What these studies are showing is that particles from diesel engines and wood burning could be having twice as much a warming effect as assessed in past estimates.

Scientists say it ranks second only to carbon dioxide as the most important climate-warming agent.

The most recent research on the subject was published in January in the Journal of Geophysical Research-Atmospheres.

This new study concludes the dark particles are having a warming effect approximately two thirds that of carbon dioxide, and greater than methane.

“The large conclusion is that forcing due to black carbon in the atmosphere is larger,” lead author Sarah Doherty told the BBC.

“The value the [Intergovernmental Panel of Climate Chan] gave in their 4th assessment report in 2007 is half of what we are presenting in this report – it’s a little bit shocking,” said Doherty.

The researchers say black carbon emissions in Europe and North America have been declining due to restrictions on emissions from diesel engines. But they have been growing steadily in the developing world.

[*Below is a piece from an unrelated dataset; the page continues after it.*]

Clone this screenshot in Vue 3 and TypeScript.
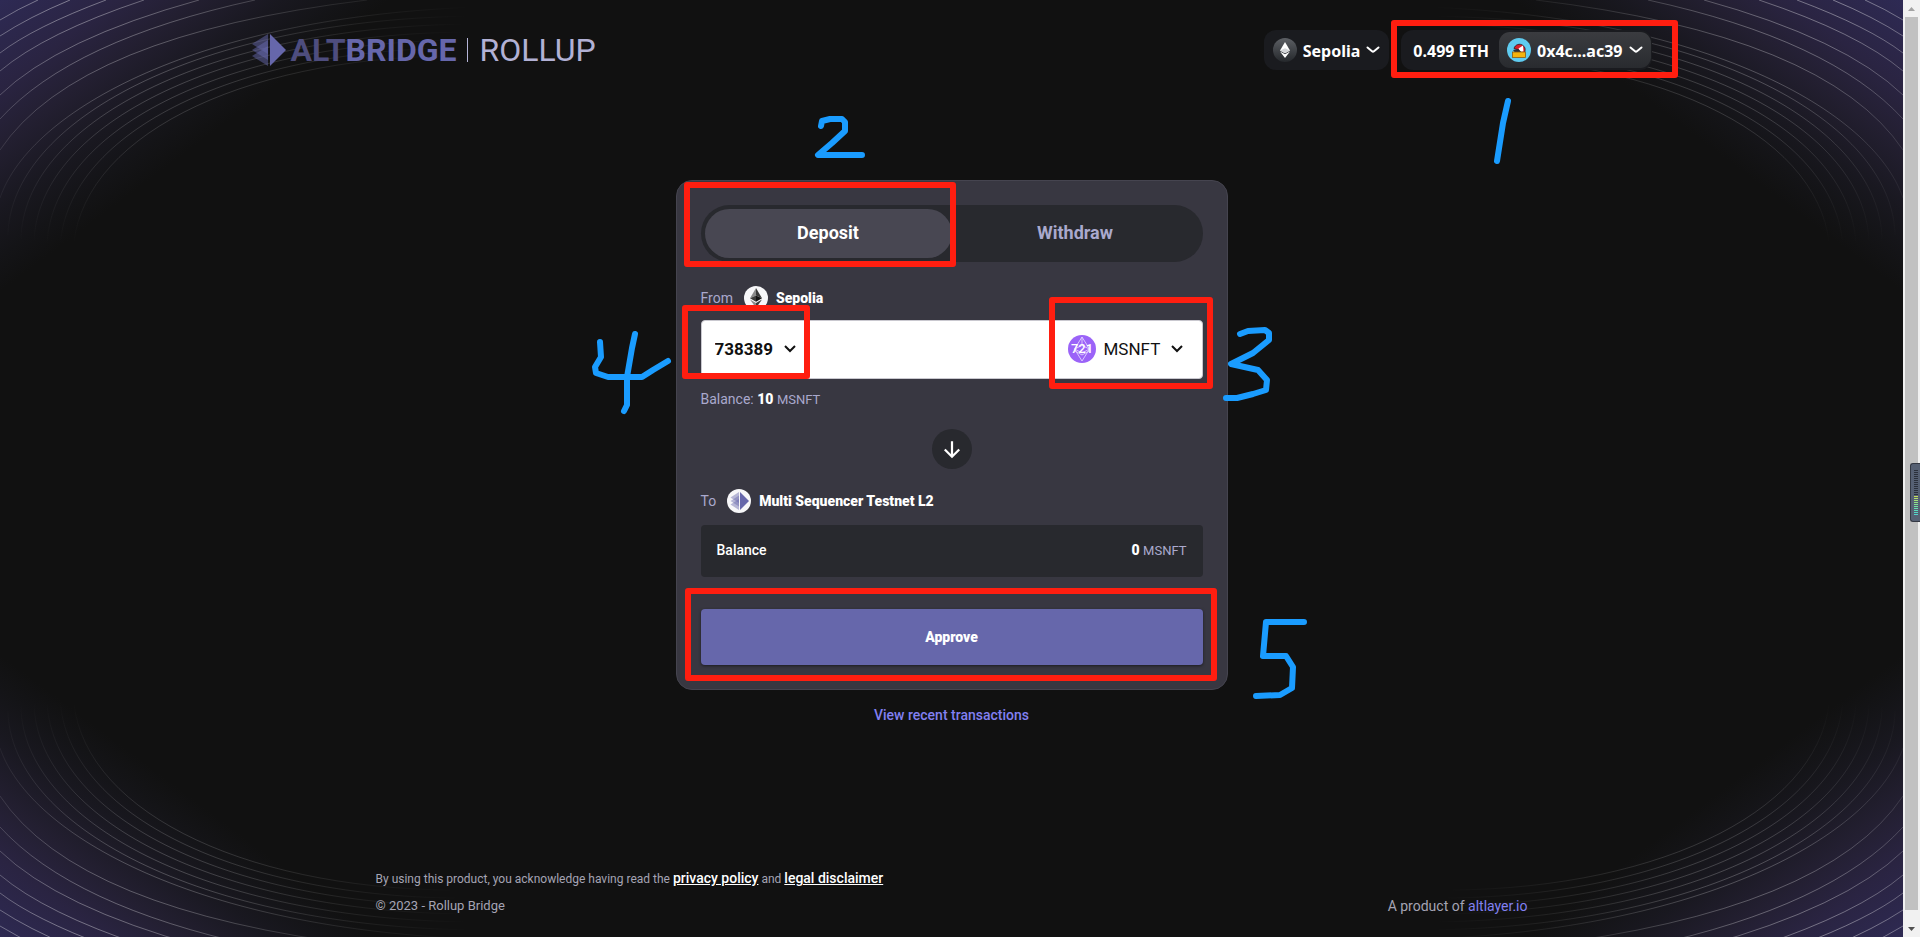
<script setup lang="ts">
import { ref } from 'vue'

type Mode = 'deposit' | 'withdraw'

const mode = ref<Mode>('deposit')
const tokenId = ref('738389')
const token = ref('MSNFT')

const innerArcs: string[] = Array.from({ length: 6 }, (_, i) => {
  const x = 73 - 13 * i
  const y = 56 - 8 * i
  return `M${x},${255 - 4 * i} C${x + 2},${138 - 3 * i} ${240 - 9 * i},${y + 2} ${450 + 6 * i},${y}`
})

const outerArcs: string[] = [
  'M0,198 C30,110 200,16 480,7',
  'M0,150 Q77,35 367,0',
  'M0,119 Q72,40 255,0',
  'M0,95 Q58,39 199,0',
  'M0,71 Q45,33 144,0',
  'M0,53 Q34,27 106,0',
  'M0,36 Q29,17 70,0',
  'M0,20 Q18,9 38,0',
]

const arcs = [...innerArcs, ...outerArcs]
const corners = ['top-left', 'top-right', 'bottom-left', 'bottom-right']
const meterBars = Array.from({ length: 23 }, (_, i) => i)

function meterColor(i: number): string {
  if (i < 13) return '#2b303b'
  return ['#c8e05a', '#b4e268', '#a2e478', '#90e486', '#80e494', '#72e2a2', '#66e0b0', '#5cdcbc', '#56d8c6', '#52d4cc'][i - 13]
}
</script>

<template>
  <div class="screen">
    <div class="page">
      <svg
        v-for="corner in corners"
        :key="corner"
        class="corner"
        :class="corner"
        viewBox="0 0 500 310"
        aria-hidden="true"
      >
        <defs>
          <linearGradient :id="`glow-${corner}`" gradientUnits="userSpaceOnUse" x1="0" y1="0" x2="140" y2="187">
            <stop offset="0" stop-color="#2e2a54" />
            <stop offset="0.3" stop-color="#2a2442" />
            <stop offset="0.5" stop-color="#231f31" />
            <stop offset="0.72" stop-color="#191820" />
            <stop offset="0.88" stop-color="#141417" />
            <stop offset="1" stop-color="#111111" />
          </linearGradient>
          <radialGradient :id="`line-${corner}`" gradientUnits="userSpaceOnUse" cx="0" cy="0" r="1" gradientTransform="translate(60 0) scale(410 245)">
            <stop offset="0" stop-color="#ffffff" stop-opacity="0.4" />
            <stop offset="0.3" stop-color="#ffffff" stop-opacity="0.27" />
            <stop offset="0.6" stop-color="#ffffff" stop-opacity="0.12" />
            <stop offset="0.8" stop-color="#ffffff" stop-opacity="0.05" />
            <stop offset="1" stop-color="#ffffff" stop-opacity="0" />
          </radialGradient>
        </defs>
        <rect width="500" height="310" :fill="`url(#glow-${corner})`" />
        <path v-for="d in arcs" :key="d" :d="d" fill="none" :stroke="`url(#line-${corner})`" />
      </svg>

      <header class="header">
        <a class="brand" href="#">
          <svg class="brand-mark" viewBox="0 0 34 32" aria-hidden="true">
            <g fill="#6667ab" fill-opacity="0.5">
              <path d="M16 0L0 10L16 20Z" />
              <path d="M16 6L0 16L16 26Z" />
              <path d="M16 12L0 22L16 32Z" />
            </g>
            <path d="M18 0L34 16L18 32Z" fill="#6667ab" />
          </svg>
          <span class="brand-name"><span class="brand-alt">ALT</span>BRIDGE</span>
          <span class="brand-rule"></span>
          <span class="brand-sub">ROLLUP</span>
        </a>

        <div class="wallet">
          <button class="pill network" type="button">
            <svg class="avatar" viewBox="0 0 24 24" aria-hidden="true">
              <defs>
                <linearGradient id="eth-disc" x1="0" y1="0" x2="0" y2="1">
                  <stop offset="0" stop-color="#5c5f64" />
                  <stop offset="1" stop-color="#25282c" />
                </linearGradient>
              </defs>
              <circle cx="12" cy="12" r="12" fill="url(#eth-disc)" />
              <path d="M12 4L7 12.4L12 15.2L17 12.4Z" fill="#fff" />
              <path d="M12 16.3L7 13.5L12 20L17 13.5Z" fill="#fff" />
              <path d="M12 10.2L7 12.4L12 15.2L17 12.4Z" fill="#d4d6d9" />
            </svg>
            <span class="pill-text">Sepolia</span>
            <svg class="chevron" viewBox="0 0 14 8" aria-hidden="true"><path d="M1.5 1.5L6 5.2Q7 6 8 5.2L12.500 1.500" /></svg>
          </button>
          <div class="pill account">
            <span class="funds pill-text">0.499 ETH</span>
            <button class="address" type="button">
              <svg class="avatar" viewBox="0 0 24 24" aria-hidden="true">
                <circle cx="12" cy="12" r="12" fill="#5fcbf0" />
                <path d="M7 10.500C8 6.500 13 5 16 7.500C18.500 9.500 18.500 12 17.500 14.500L13 14.500L12 12Z" fill="#d8202c" stroke="#301417" stroke-width="0.8" />
                <path d="M11.500 10.500L16 7.500L16.500 13.500L13.500 14Z" fill="#fff" />
                <path d="M6 12L11 11L15 14.500L8 14.500Z" fill="#28303a" />
                <rect x="5.500" y="14" width="13" height="5.500" fill="#f5b30c" stroke="#8a5a10" stroke-width="0.8" />
              </svg>
              <span class="pill-text">0x4c...ac39</span>
              <svg class="chevron" viewBox="0 0 14 8" aria-hidden="true"><path d="M1.5 1.5L6 5.2Q7 6 8 5.2L12.500 1.500" /></svg>
            </button>
          </div>
        </div>
      </header>

      <main class="main">
        <section class="card">
          <div class="tabs" role="tablist">
            <button class="tab" :class="{ active: mode === 'deposit' }" type="button" role="tab" :aria-selected="mode === 'deposit'" @click="mode = 'deposit'">Deposit</button>
            <button class="tab" :class="{ active: mode === 'withdraw' }" type="button" role="tab" :aria-selected="mode === 'withdraw'" @click="mode = 'withdraw'">Withdraw</button>
          </div>

          <div class="chain-row">
            <span>From</span>
            <svg class="chain-icon" viewBox="0 0 24 24" aria-hidden="true">
              <circle cx="12" cy="12" r="12" fill="#f7f7f9" />
              <path d="M12 2L6 12.200L12 9.500Z" fill="#8b8b8b" />
              <path d="M12 2L18 12.200L12 9.500Z" fill="#3a3a3a" />
              <path d="M12 9.500L6 12.200L12 15.800Z" fill="#3c3c3b" />
              <path d="M12 9.500L18 12.200L12 15.800Z" fill="#141414" />
              <path d="M6 13.400L12 17L12 22Z" fill="#8b8b8b" />
              <path d="M18 13.400L12 17L12 22Z" fill="#3c3c3b" />
            </svg>
            <strong>Sepolia</strong>
          </div>

          <div class="asset-field">
            <label class="picker">
              <select v-model="tokenId" class="select token-id" aria-label="Token ID">
                <option>738389</option>
              </select>
              <svg class="caret" viewBox="0 0 12 8" aria-hidden="true"><path d="M1 1L6 6L11 1" /></svg>
            </label>
            <label class="picker">
              <svg class="token-icon" viewBox="0 0 28 28" aria-hidden="true">
                <circle cx="14" cy="14" r="14" fill="#9b63f8" />
                <path d="M14 2L6.500 14L14 26L21.500 14ZM6.500 14L14 10.500L21.500 14L14 18ZM7 16L14 20L21 16M14 2V10" fill="none" stroke="#e2d2ff" stroke-width="0.9" />
                <text x="14" y="18" text-anchor="middle" class="token-text">721</text>
              </svg>
              <select v-model="token" class="select" aria-label="Token">
                <option>MSNFT</option>
              </select>
              <svg class="caret" viewBox="0 0 12 8" aria-hidden="true"><path d="M1 1L6 6L11 1" /></svg>
            </label>
          </div>

          <p class="balance">Balance: <strong>10</strong> <span class="unit">MSNFT</span></p>

          <button class="swap" type="button" aria-label="Swap direction">
            <svg viewBox="0 0 18 18" aria-hidden="true"><path d="M9 2V16M2.500 9.500L9 16L15.500 9.500" /></svg>
          </button>

          <div class="chain-row">
            <span>To</span>
            <svg class="chain-icon" viewBox="0 0 24 24" aria-hidden="true">
              <circle cx="12" cy="12" r="12" fill="#f7f7f9" />
              <g fill="#6667ab" fill-opacity="0.45">
                <path d="M12 3L3.500 8.500L12 14Z" />
                <path d="M12 6.500L3.500 12L12 17.500Z" />
                <path d="M12 10L3.500 15.500L12 21Z" />
              </g>
              <path d="M13 3L22 12L13 21Z" fill="#6667ab" />
            </svg>
            <strong>Multi Sequencer Testnet L2</strong>
          </div>

          <div class="receive">
            <span class="receive-label">Balance</span>
            <span><strong>0</strong> <span class="unit">MSNFT</span></span>
          </div>

          <button class="approve" type="button">Approve</button>
        </section>

        <a class="recent" href="#">View recent transactions</a>
      </main>

      <footer class="footer">
        <p class="legal">
          By using this product, you acknowledge having read the
          <a href="#">privacy policy</a> and <a href="#">legal disclaimer</a>
        </p>
        <div class="footer-row">
          <span class="copyright">© 2023 - Rollup Bridge</span>
          <span>A product of <a href="#">altlayer.io</a></span>
        </div>
      </footer>
    </div>

    <div class="scrollbar" aria-hidden="true">
      <svg class="scroll-arrow" viewBox="0 0 17 17"><path d="M5 11L8.500 7L12 11Z" fill="#a3a3a3" /></svg>
      <div class="thumb"></div>
      <svg class="scroll-arrow" viewBox="0 0 17 17"><path d="M5 7L8.500 11L12 7Z" fill="#505050" /></svg>
    </div>

    <div class="meter" aria-hidden="true">
      <span v-for="bar in meterBars" :key="bar" class="meter-bar" :style="{ background: meterColor(bar) }"></span>
    </div>

    <svg class="notes" viewBox="0 0 1920 937" aria-hidden="true">
      <g fill="none" stroke="#ff1e10" stroke-width="6" stroke-linejoin="round">
        <rect x="1394" y="23" width="281" height="52" />
        <rect x="687" y="185" width="266" height="79" />
        <rect x="1052" y="300" width="158" height="86" />
        <rect x="685" y="308" width="122" height="68" />
        <rect x="688" y="591" width="526" height="87" />
      </g>
      <g fill="none" stroke="#1a9cff" stroke-width="6" stroke-linecap="round" stroke-linejoin="round">
        <path d="M1508 101L1503 123L1500 142L1497 161" />
        <path d="M821 126L822 121L830 119H842L845 122V131L832 143L818 155H862" />
        <path d="M1240 334L1248 331L1265 330L1269 333V340L1253 353L1231 364L1258 370L1267 380L1266 390L1253 394L1237 398H1226" />
        <path d="M600 342L601 357L595 367L596 373L608 377H642L653 370L668 361M635 334L632 348L627 377V405L624 411" />
        <path d="M1304 622H1266L1263 656H1286L1293 667L1292 688L1280 695L1256 696" />
      </g>
    </svg>
  </div>
</template>

<style>
html,
body {
  margin: 0;
  background: #111111;
}
</style>

<style scoped>
.screen {
  position: relative;
  display: flex;
  min-height: 100vh;
  overflow: hidden;
  font-family: Roboto, 'Liberation Sans', sans-serif;
  font-size: 14px;
  line-height: 20px;
  color: #aaa9cd;
}

button,
select {
  margin: 0;
  border: 0;
  font: inherit;
  color: inherit;
  cursor: pointer;
}

a {
  text-decoration: none;
}

strong {
  font-weight: 900;
  color: #fff;
}

.page {
  position: relative;
  flex: 1;
  display: flex;
  flex-direction: column;
  background: #111111;
}

.corner {
  position: absolute;
  width: 500px;
  height: 310px;
}

.top-left {
  top: 0;
  left: 0;
}

.top-right {
  top: 0;
  right: 0;
  transform: scaleX(-1);
}

.bottom-left {
  bottom: -9px;
  left: 0;
  transform: scaleY(-1);
}

.bottom-right {
  right: 0;
  bottom: -9px;
  transform: scale(-1, -1);
}

.header {
  position: relative;
  display: flex;
  align-items: center;
  justify-content: space-between;
  box-sizing: border-box;
  width: 100%;
  max-width: 1400px;
  height: 100px;
  margin: 0 auto;
}

.brand {
  display: flex;
  align-items: center;
  font-size: 32px;
  line-height: 32px;
}

.brand-mark {
  width: 34px;
  height: 32px;
  margin-right: 5px;
}

.brand-name {
  font-weight: 700;
  color: #6667ab;
}

.brand-alt {
  color: #4e4d7e;
}

.brand-rule {
  width: 1px;
  height: 24px;
  margin: 0 11px;
  background: #b5b4d8;
}

.brand-sub {
  color: #b2b1d5;
}

.wallet {
  display: flex;
  gap: 12px;
  font-family: 'Noto Sans', 'Open Sans', sans-serif;
  font-size: 16px;
  font-weight: 700;
  color: #fff;
}

.pill {
  display: flex;
  align-items: center;
  height: 40px;
  border-radius: 12px;
  background: #1a1b1f;
}

.pill-text {
  padding-top: 2px;
}

.network {
  gap: 6px;
  padding: 0 9px;
}

.avatar {
  width: 24px;
  height: 24px;
}

.chevron {
  width: 14px;
  height: 8px;
  fill: none;
  stroke: #fff;
  stroke-width: 2;
  stroke-linecap: round;
}

.funds {
  padding-right: 10px;
  padding-left: 12px;
}

.address {
  display: flex;
  align-items: center;
  gap: 6px;
  height: 36px;
  margin-right: 1px;
  padding: 0 8px;
  border-radius: 11px;
  background: linear-gradient(#3b3c40, #292b2f);
}

.main {
  position: relative;
  display: flex;
  flex-direction: column;
  align-items: center;
  padding: 80px 0 0;
}

.card {
  display: flex;
  flex-direction: column;
  box-sizing: border-box;
  width: 100%;
  max-width: 552px;
  padding: 24px;
  border: 1px solid #45444f;
  border-radius: 16px;
  background: #383741;
}

.tabs {
  display: flex;
  box-sizing: border-box;
  height: 57px;
  padding: 4px;
  border-radius: 29px;
  background: #28292e;
}

.tab {
  flex: 1;
  padding: 0 0 2px;
  border-radius: 25px;
  background: transparent;
  font-size: 18px;
  font-weight: 700;
}

.tab.active {
  background: #484752;
  color: #fff;
}

.chain-row {
  display: flex;
  align-items: center;
  height: 24px;
  margin-top: 24px;
}

.chain-icon {
  width: 24px;
  height: 24px;
  margin: 0 8px 0 11px;
}

.asset-field {
  display: flex;
  align-items: center;
  justify-content: space-between;
  box-sizing: border-box;
  height: 59px;
  margin-top: 10px;
  padding: 0 19px 2px 13px;
  border: 1px solid #c9c8cf;
  border-radius: 4px;
  background: #fff;
  color: #111;
}

.picker {
  display: flex;
  align-items: center;
}

.select {
  padding: 0;
  appearance: none;
  background: transparent;
  font-size: 17px;
}

.token-id {
  font-weight: 700;
}

.caret {
  width: 12px;
  height: 8px;
  margin-left: 10px;
  fill: none;
  stroke: #111;
  stroke-width: 2;
}

.token-icon {
  width: 28px;
  height: 28px;
  margin-right: 8px;
}

.token-text {
  font-size: 13px;
  font-weight: 500;
  fill: #fff;
}

.unit {
  font-size: 13px;
}

.balance {
  margin: 10px 0 0;
}

.swap {
  display: flex;
  align-items: center;
  justify-content: center;
  align-self: center;
  width: 40px;
  height: 40px;
  margin: 19px 0 -4px;
  padding: 0;
  border-radius: 50%;
  background: #28292e;
}

.swap svg {
  width: 20px;
  height: 20px;
  fill: none;
  stroke: #fff;
  stroke-width: 2;
}

.receive {
  display: flex;
  align-items: center;
  justify-content: space-between;
  box-sizing: border-box;
  height: 52px;
  margin-top: 12px;
  padding: 0 16px 2px;
  border-radius: 4px;
  background: #28292e;
}

.receive-label {
  font-weight: 500;
  color: #fff;
}

.approve {
  height: 56px;
  margin-top: 32px;
  border-radius: 4px;
  background: #6667ab;
  box-shadow: 0 1px 3px rgba(0, 0, 0, 0.5);
  font-weight: 900;
  color: #fff;
}

.recent {
  margin-top: 15px;
  font-weight: 500;
  color: #8280f2;
}

.footer {
  position: relative;
  box-sizing: border-box;
  width: 100%;
  max-width: 1152px;
  margin: auto auto 0;
  padding-bottom: 21px;
  color: #a5a4b4;
}

.legal {
  margin: 0;
  font-size: 12px;
}

.legal a {
  font-size: 14px;
  font-weight: 500;
  color: #fff;
  text-decoration: underline;
}

.footer-row {
  display: flex;
  justify-content: space-between;
  margin-top: 7px;
}

.copyright {
  font-size: 13px;
}

.footer-row a {
  color: #8280f2;
}

.scrollbar {
  display: flex;
  flex-direction: column;
  width: 17px;
  background: #f1f1f1;
}

.scroll-arrow {
  width: 17px;
  height: 17px;
}

.thumb {
  flex: 1;
  margin: 0 2px 10px;
  background: #c1c1c1;
}

.meter {
  position: absolute;
  top: 463px;
  right: 0;
  display: flex;
  flex-direction: column;
  gap: 1px;
  box-sizing: border-box;
  height: 59px;
  padding: 6px 2px 0 3px;
  border: 1px solid #343944;
  border-right: 0;
  border-radius: 3px 0 0 3px;
  background: #566073;
}

.meter-bar {
  width: 4px;
  height: 1px;
}

.notes {
  position: absolute;
  top: 0;
  left: 0;
  width: 1920px;
  height: 937px;
  pointer-events: none;
}
</style>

However as these type of particles don’t last very long in the atmosphere, cutting their number would have an immediate impact on temperatures.

Black carbon, said the researchers, is identified as being a significant source of rapid warming in the northern United States, Canada, northern Europe and northern Asia. The particles are also said to have an impact on rainfall patterns in the Asian monsoon.

The authors say that while cutting back on soot is important, cutting carbon dioxide emissions is the best way to address climate change in the long term.

Bellona agreed, but says that enacting immediate measures to reduce soot output is a tangible climate contribution every country can make.